If state lawmakers want to be tax-cutting heroes, they might try focusing on their own sandbox.

Over the past three years, Florida’s budget has risen from $80 billion to $83 billion. You know there is excess spending in there.

Potential Duval fallout

According to Duval County Property Appraiser Jerry Holland, if voters approve the increase in homestead exemption expected to be on the November 2018 ballot, the maximum additional relief to a homesteaded property in Jacksonville at current millage rates would be $294.26 if the home is valued at $125,000 or more.
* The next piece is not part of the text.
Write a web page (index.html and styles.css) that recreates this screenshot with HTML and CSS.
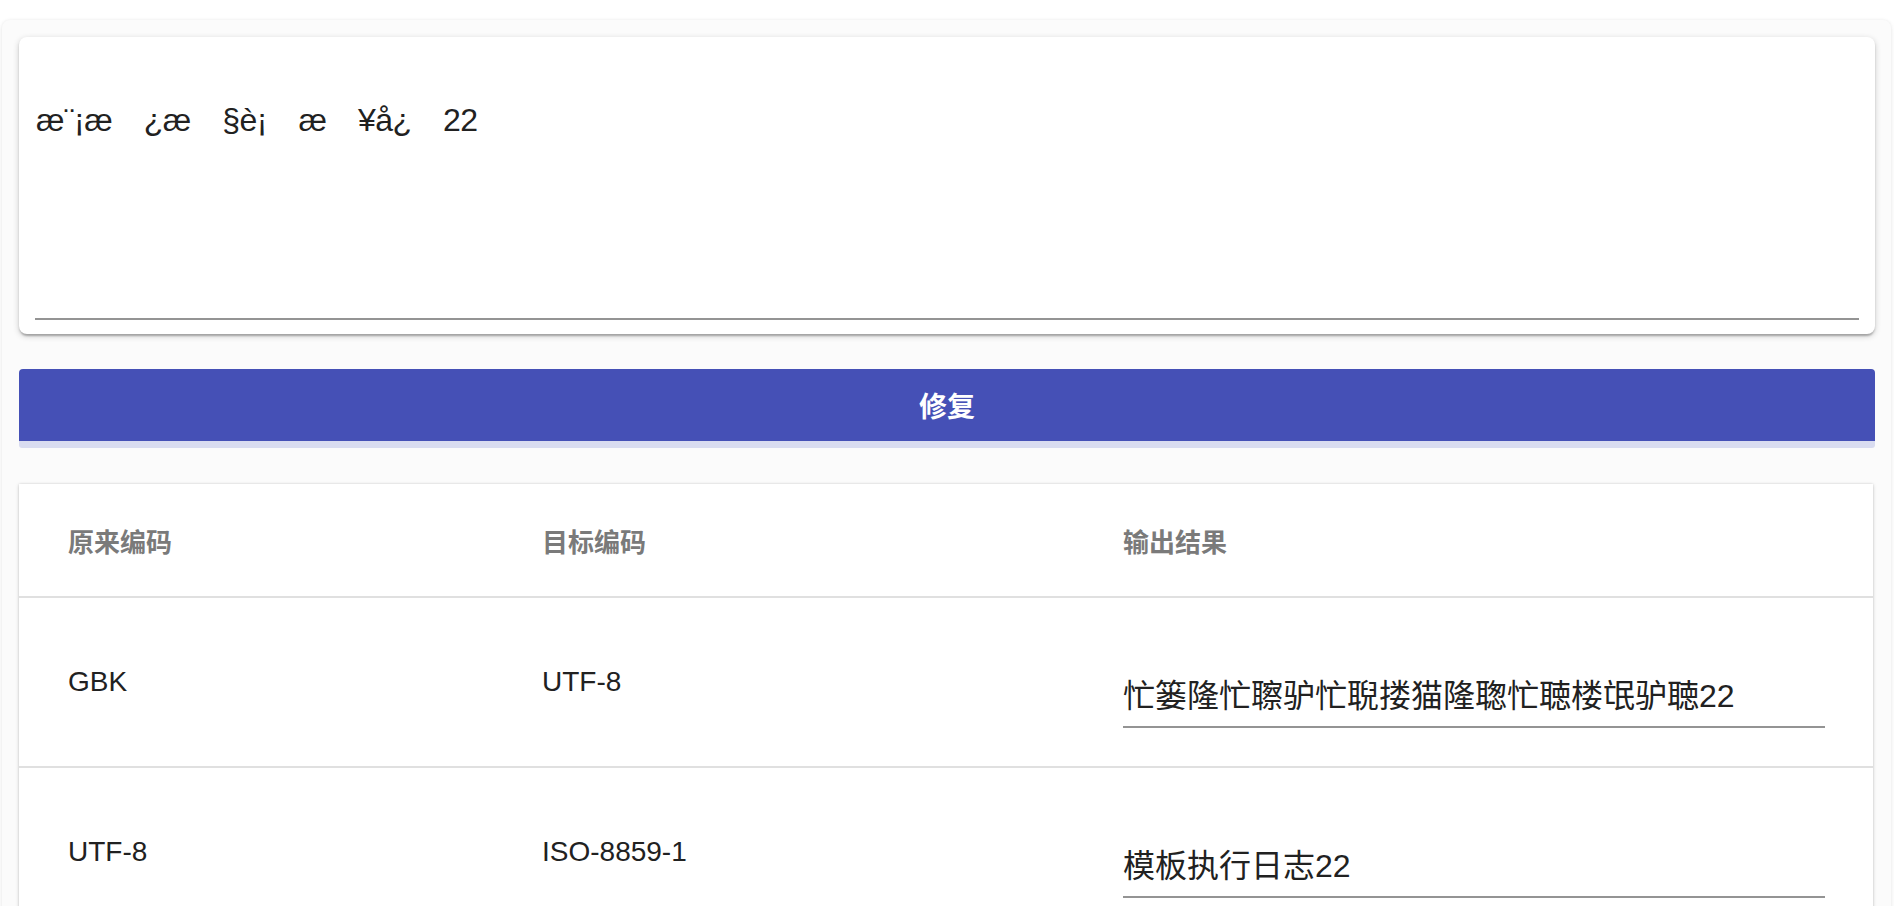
FILE: index.html
```html
<!DOCTYPE html>
<html lang="zh-CN">
<head>
<meta charset="utf-8">
<title>编码修复</title>
<link rel="stylesheet" href="styles.css">
</head>
<body>
<main class="page">
  <section class="input-card">
    <textarea class="source" spellcheck="false">æ¨¡æ&#8195;¿æ&#8195;§è¡&#8195;æ&#8195;¥å¿&#8195;22</textarea>
  </section>

  <button class="fix-btn" type="button">修复</button>
  <div class="progress"></div>

  <section class="result-card">
    <table class="result-table">
      <colgroup>
        <col class="c1">
        <col class="c2">
        <col class="c3">
      </colgroup>
      <thead>
        <tr>
          <th>原来编码</th>
          <th>目标编码</th>
          <th>输出结果</th>
        </tr>
      </thead>
      <tbody>
        <tr>
          <td>GBK</td>
          <td>UTF-8</td>
          <td><div class="out-field"><input class="out" type="text" value="忙篓隆忙聺驴忙聣搂猫隆聦忙聴楼氓驴聴22"></div></td>
        </tr>
        <tr>
          <td>UTF-8</td>
          <td>ISO-8859-1</td>
          <td><div class="out-field"><input class="out" type="text" value="模板执行日志22"></div></td>
        </tr>
      </tbody>
    </table>
  </section>
</main>
</body>
</html>
```

FILE: styles.css
```css
html, body {
  margin: 0;
  padding: 0;
  background: #ffffff;
}

body {
  font-family: "Liberation Sans", "Noto Sans CJK SC", sans-serif;
  color: #212121;
  overflow: hidden;
}

.page {
  margin: 20px 3px 0 2px;
  padding: 17px 16px 40px 17px;
  background: #fbfbfb;
  border-radius: 8px;
  box-shadow: 0 2px 6px rgba(0, 0, 0, 0.07), 0 0 3px rgba(0, 0, 0, 0.06);
  min-height: 1000px;
}

.input-card {
  background: #ffffff;
  border-radius: 8px;
  padding: 54px 16px 14px;
  box-shadow: 0 2px 6px rgba(0, 0, 0, 0.2), 0 2px 2px rgba(0, 0, 0, 0.14), 0 4px 2px -2px rgba(0, 0, 0, 0.12);
}

.source {
  display: block;
  box-sizing: border-box;
  width: 100%;
  height: 229px;
  margin: 0;
  padding: 10px 0 16px 1px;
  border: 0;
  border-bottom: 2px solid #949494;
  outline: none;
  resize: none;
  background: transparent;
  font-family: "Liberation Sans", "Noto Sans CJK SC", sans-serif;
  font-size: 32px;
  line-height: 38px;
  letter-spacing: -0.5px;
  color: #212121;
}

.fix-btn {
  display: block;
  width: 100%;
  height: 72px;
  margin: 35px 0 0;
  padding: 0;
  border: 0;
  border-radius: 4px 4px 0 0;
  background: #4550b6;
  color: #ffffff;
  font-family: "Liberation Sans", "Noto Sans CJK SC", sans-serif;
  font-size: 28px;
  font-weight: 700;
  letter-spacing: 0;
}

.progress {
  height: 7px;
  background: #d9dcf0;
  border-radius: 0 0 3px 3px;
}

.result-card {
  margin-top: 36px;
  margin-right: 2px;
  background: #ffffff;
  box-shadow: 0 1px 4px rgba(0, 0, 0, 0.16), 0 0 2px rgba(0, 0, 0, 0.12);
}

.result-table {
  width: 100%;
  border-collapse: collapse;
  table-layout: fixed;
}

.c1 { width: 474px; }
.c2 { width: 581px; }

.result-table th,
.result-table td {
  padding: 0 56px 0 49px;
  text-align: left;
  border-bottom: 2px solid #e0e0e0;
  vertical-align: middle;
}

.result-table th:last-child,
.result-table td:last-child {
  padding-right: 48px;
}

.result-table th {
  height: 112px;
  font-size: 26px;
  font-weight: 700;
  color: #7a7a7a;
}

.result-table td {
  height: 168px;
  font-size: 28px;
  color: #212121;
}

.out-field {
  margin: 32px 0 6px;
  border-bottom: 2px solid #949494;
}

.out {
  display: block;
  box-sizing: border-box;
  width: 100%;
  height: 64px;
  padding: 12px 0 14px;
  margin: 0;
  border: 0;
  outline: none;
  background: transparent;
  font-family: "Liberation Sans", "Noto Sans CJK SC", sans-serif;
  font-size: 32px;
  line-height: 38px;
  color: #212121;
}
```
The total reduction in revenue for the city beginning in 2019-20, based on the current tax roll, would be $25,798,062.14.

To put that loss of revenue in perspective, here are some examples of what about $26 million would pay for, based on the 2016-17 general fund budget:

• Build six new fire and rescue stations

• Replace the Dallas Graham and Brentwood public libraries, renovate the Beaches library and build a library in Oceanway

• Cover the operating expenses for one year for the Baseball Grounds of Jacksonville, EverBank Field, Prime Osborn Convention Center, the Ritz Theatre, Times-Union Center for the Performing Arts and Veterans Memorial Arena

• More than double the budget for the Jacksonville Children’s Commission

• Double the countywide parks and recreation projects budget

• More than double city funding for nonprofit agencies

• Put more than 200 additional police officers on the Jacksonville Sheriff’s Office roster — including vehicles, tuition, computers, radios, uniforms/equipment, salary and benefits.